Starovoitova shared Sakharov’s vision regarding a people’s right to self-determination. As Elena Bonner pointed out in one of her articles, Sakharov believed that “all peoples have the right to decide their own fate through the free exercise of their will …” Sakharov included the same principle in his draft Constitution of the Union of Soviet Republics of Europe and Asia: “Article 16. The right to self-determination is the fundamental and primary right of every nation and republic.” In July 1991, when Starovoitova became Russian President Boris Yeltsin's advisor on ethnic issues, she was largely guided by this principle, especially when expressing her views on the policy towards the North Caucasus. For Starovoitova, this principle was an inseparable component of her overarching vision of politics: “national policy must be moral, sincere, and honest.” As Starovoitova argued, “The people, especially those whose rights were violated during the Soviet times, are currently waiting for a moral decision—the recognition of their right to decide their own fate.”

Valery Borschev, a prominent Russian human rights activist, was surely right when he stated that Galina Starovoitova was a political idealist. As Sergei Kovalev pointed out, in contrast to realpolitik that focuses on a specific interest and often utilizes such tools as “hypocrisy, lies, expansion, aggressiveness, distrust, lack of openness, and national selfishness,” idealism is based on values, principles, norms, and procedures, which “in no way depend on a particular interest.” The way of cynical pragmatism, of immoral actions in politics was totally unacceptable to Starovoitova; she did not believe that the ends justified the means. Not surprisingly, for many people, Galina Starovoitova became an “example of morality in politics.”


Twice—in 1992 and in 1997—Galina Starovoitova introduced a parliamentary bill on "lustrations" directed against former Communist and KGB operatives.

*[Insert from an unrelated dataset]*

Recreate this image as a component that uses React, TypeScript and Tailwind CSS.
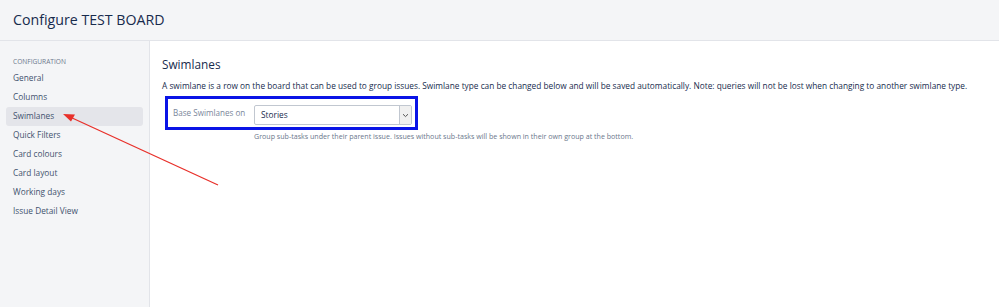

Already in the early 1990s, Starovoitova began to sense that realpolitik was coming to dominate the political scene. One might argue that the president’s decision to fire Starovoitova in November 1992 was one of the first signs confirming that she was correct. According to analysts, that decision meant that politically, victory was in the hands of “statists,” and that there was a hardening of the regime. Perhaps, even then, there were hints that “Democratic Russia” (with or without the quotation marks) would be pushed off the political stage for a long time.

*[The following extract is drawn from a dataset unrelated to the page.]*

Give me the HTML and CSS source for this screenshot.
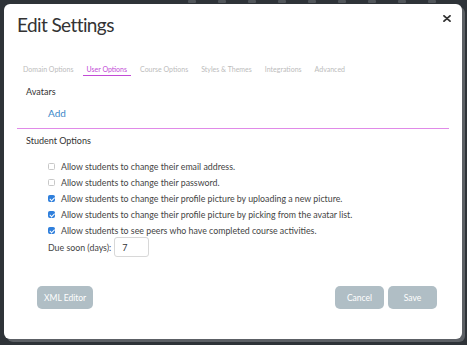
FILE: index.html
```html
<!DOCTYPE html>
<html>
<head>
    <title>Edit Settings</title>
    <link rel="stylesheet" href="styles.css">
</head>
<body>
    <div class="backdrop">
        <span class="bg-icon"></span><span class="bg-icon"></span><span class="bg-icon"></span><span class="bg-icon"></span><span class="bg-icon"></span><span class="bg-icon"></span><span class="bg-icon"></span><span class="bg-icon"></span><span class="bg-icon"></span>
    </div>
    <div class="modal">
        <div class="modal-header">
            <h1 class="title">Edit Settings</h1>
            <svg class="close" width="8" height="7" viewBox="0 0 8 7">
                <path d="M1 0.8 L7 6.2 M7 0.8 L1 6.2" stroke="#333" stroke-width="1.8" stroke-linecap="round"/>
            </svg>
        </div>

        <ul class="tabs">
            <li class="tab">Domain Options</li>
            <li class="tab active">User Options</li>
            <li class="tab">Course Options</li>
            <li class="tab">Styles &amp; Themes</li>
            <li class="tab">Integrations</li>
            <li class="tab">Advanced</li>
        </ul>

        <div class="section">
            <h2 class="section-title">Avatars</h2>
            <a class="add-link" href="#">Add</a>
        </div>
        <div class="divider"></div>

        <div class="section">
            <h2 class="section-title student">Student Options</h2>
            <ul class="options">
                <li><span class="check"></span>Allow students to change their email address.</li>
                <li><span class="check"></span>Allow students to change their password.</li>
                <li><span class="check on"></span>Allow students to change their profile picture by uploading a new picture.</li>
                <li><span class="check on"></span>Allow students to change their profile picture by picking from the avatar list.</li>
                <li><span class="check on"></span>Allow students to see peers who have completed course activities.</li>
            </ul>
            <div class="due-row">
                <label>Due soon (days):</label>
                <input class="due-input" type="text" value="7">
            </div>
        </div>

        <div class="footer">
            <button class="btn">XML Editor</button>
            <div class="footer-right">
                <button class="btn">Cancel</button>
                <button class="btn">Save</button>
            </div>
        </div>
    </div>
</body>
</html>
```

FILE: styles.css
```css
body {
    margin: 0;
    background-color: #2e3338;
    font-family: 'Lato', sans-serif;
    width: 467px;
    height: 345px;
    overflow: hidden;
    position: relative;
}

/* faint toolbar icons of the page behind the dialog */
.backdrop {
    position: absolute;
    top: 0;
    left: 188px;
    display: flex;
    gap: 22px;
}

.bg-icon {
    width: 8px;
    height: 3px;
    background-color: #50555a;
    border-radius: 1px;
}

.modal {
    position: relative;
    margin: 4px 5px 0 4px;
    height: 335px;
    background-color: #ffffff;
    border-radius: 6px;
    box-shadow: 3px 3px 0 #5c6065;
    display: flex;
    flex-direction: column;
}

.modal-header {
    display: flex;
    justify-content: space-between;
    align-items: flex-start;
    padding: 11px 11px 0 13px;
}

.title {
    margin: 0;
    font-size: 19px;
    line-height: 19px;
    letter-spacing: -0.6px;
    font-weight: normal;
    color: #333;
}

.close {
    margin-top: 0;
}

.tabs {
    list-style-type: none;
    display: flex;
    gap: 5px;
    margin: 30px 0 0 0;
    padding: 0 0 0 15px;
}

.tab {
    font-size: 7px;
    line-height: 10px;
    color: #bcbcbc;
    padding: 0 4px 1px 4px;
    border-bottom: 1px solid transparent;
}

.tab.active {
    color: #c24bd6;
    border-bottom-color: #c24bd6;
}

.section {
    padding: 0 0 0 22px;
}

.section-title {
    font-size: 9px;
    line-height: 11px;
    font-weight: normal;
    color: #333;
    margin: 10px 0 0 0;
}

.section-title.student {
    margin-top: 6px;
}

.add-link {
    display: block;
    font-size: 10px;
    line-height: 12px;
    color: #3a87c8;
    text-decoration: none;
    margin: 10px 0 0 22px;
}

.divider {
    height: 1px;
    background-color: #e08ae8;
    margin: 9px 13px 0 13px;
}

.options {
    list-style-type: none;
    margin: 12px 0 0 0;
    padding: 0 0 0 22px;
}

.options li {
    display: flex;
    align-items: center;
    height: 16px;
    font-size: 8.8px;
    color: #444;
}

.check {
    width: 5px;
    height: 5px;
    border: 1px solid #c8c8c8;
    border-radius: 1.5px;
    margin-right: 6px;
    position: relative;
}

.check.on {
    background-color: #2f7fdc;
    border-color: #2f7fdc;
}

.check.on::after {
    content: "";
    position: absolute;
    left: 1.5px;
    top: 0;
    width: 1.5px;
    height: 3.5px;
    border: solid #fff;
    border-width: 0 1px 1px 0;
    transform: rotate(45deg);
}

.due-row {
    display: flex;
    align-items: center;
    margin: -1px 0 0 22px;
    font-size: 8.8px;
    color: #444;
}

.due-input {
    margin-left: 3px;
    width: 35px;
    height: 20px;
    box-sizing: border-box;
    border: 1px solid #d8d8d8;
    border-radius: 3px;
    font-family: 'Lato', sans-serif;
    font-size: 9px;
    padding: 0 7px;
    color: #333;
}

.footer {
    display: flex;
    justify-content: space-between;
    margin-top: auto;
    padding: 0 25px 30px 33px;
}

.footer-right {
    display: flex;
    gap: 4px;
}

.btn {
    background-color: #b0bec5;
    border: none;
    color: #ffffff;
    font-family: 'Lato', sans-serif;
    font-size: 8.5px;
    height: 23px;
    padding: 0 7px;
    border-radius: 5px;
    min-width: 49px;
}
```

Starovoitova’s resignation did not put an end to her political career, however. Although she sometimes thought about quitting politics and resuming her scientific endeavors, Starovoitova realized that she was a person of action. She wanted to influence the course of events and make a difference. In December 1992, while a member of the Russian parliament, Starovoitova introduced a bill on “lustration” (or “cleansing”) that would bar individuals responsible for executing the policies of the former Communist regime from practicing certain professions. The bill proposed to impose professional limitations “for a transitional period” of 5-10 years on persons who had worked for the Communist Party apparatus and on permanent employees and individuals collaborating with the secret services. The proposed limitations were expected to be imposed on those who had served in the above-mentioned capacities for 10 years or longer, and held one of those positions on August 21, 1991. The bill, however, was not passed either in 1992 or in 1997, when Starovoitova reintroduced it in the State Duma.

According to journalist Masha Gessen, “To change reality until it was not recognizable, to make a return to the past absolutely impossible – this was Starovoitova’s mission, radical even by the standards of the democrats of the early 1990s.”

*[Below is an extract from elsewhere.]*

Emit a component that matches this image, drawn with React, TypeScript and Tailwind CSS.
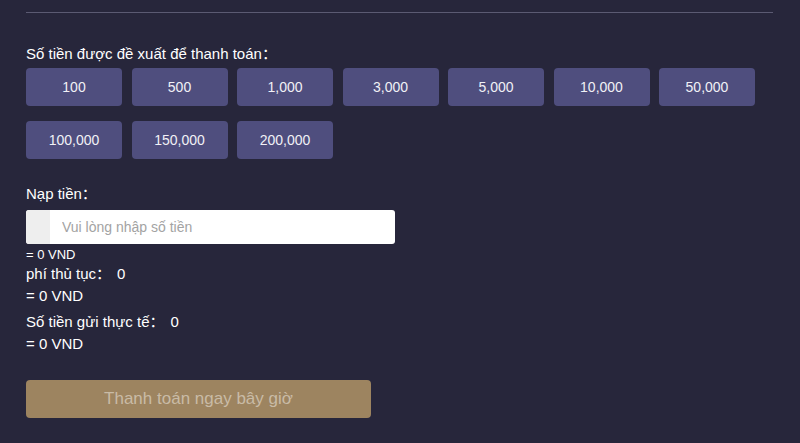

In 1994, Galina Starovoitova became co-leader (together with Lev Ponomarev) of the Democratic Russia party In 1996, she became the first woman in Russia to be nominated as a presidential candidate. However, the Central Electoral Commission refused to register her candidacy. According to Starovoitova’s aide, “They said they had found some problems with the required signatures, page numbering … they found fault with really minor things. The unsaid reason was clearly political.” This did not stop Starovoitova either; she continued her work, still believing that she, together with the other remaining “romantics,” would be able to “reshape the world” and change life for the better.

Boris Nemtsov once said that Galina Starovoitova was powerful because she was a single whole as an individual and politician.

In 1998, in an article in Argumenty i Fakty that was entitled “A Woman and Power,” Starovoitova again discussed the question of gender equality. One sentence in the article reads: “Fortunately, in the last decades, there have been no bloody conspiracies that targeted women politicians.” In September of the same year, an attempt was made to place illegal wiretaps on the telephones of the office Galina Starovoitova shared with her Democratic Russia and State Duma colleague Yuli Rybakov. For Starovoitova, there was nothing extraordinary about this: her telephone conversations had been tapped previously, when she worked with Sakharov and joined the Moscow Helsinki Group. During her political career, she and those close to her had received threats on a regular basis.

On November 20, 1998 Galina Starovoitova was killed as she was walking up the stairs to her apartment. She was killed in a year that was declared by President Yeltsin as the “Year of Human Rights.” Much has been written about this political assassination and its investigation. We also know about the attempts to “kill Starovoitova for the second time,” the attempts to find some damaging information about her, and, even after the failure of those misbegotten attempts, still to present her in a negative light.

Boris Nemtsov once said that Galina Starovoitova was powerful because she was a single whole as an individual and politician. Similar words can be found in Gessen’s book The Man without a Face: “Galina was trying to be an entirely new creature, a politician who was also a human.”

Not everyone shared Galina Starovoitova’s principles-based position or could tolerate her idealism, her purity, and incorruptibility, her willingness to build a new free and honest Russia. She followed her own path, the “uniqueness” of which she had sensed as a child, with honor, remaining true to herself and to the ideals that guided her, and faithful to those who followed her.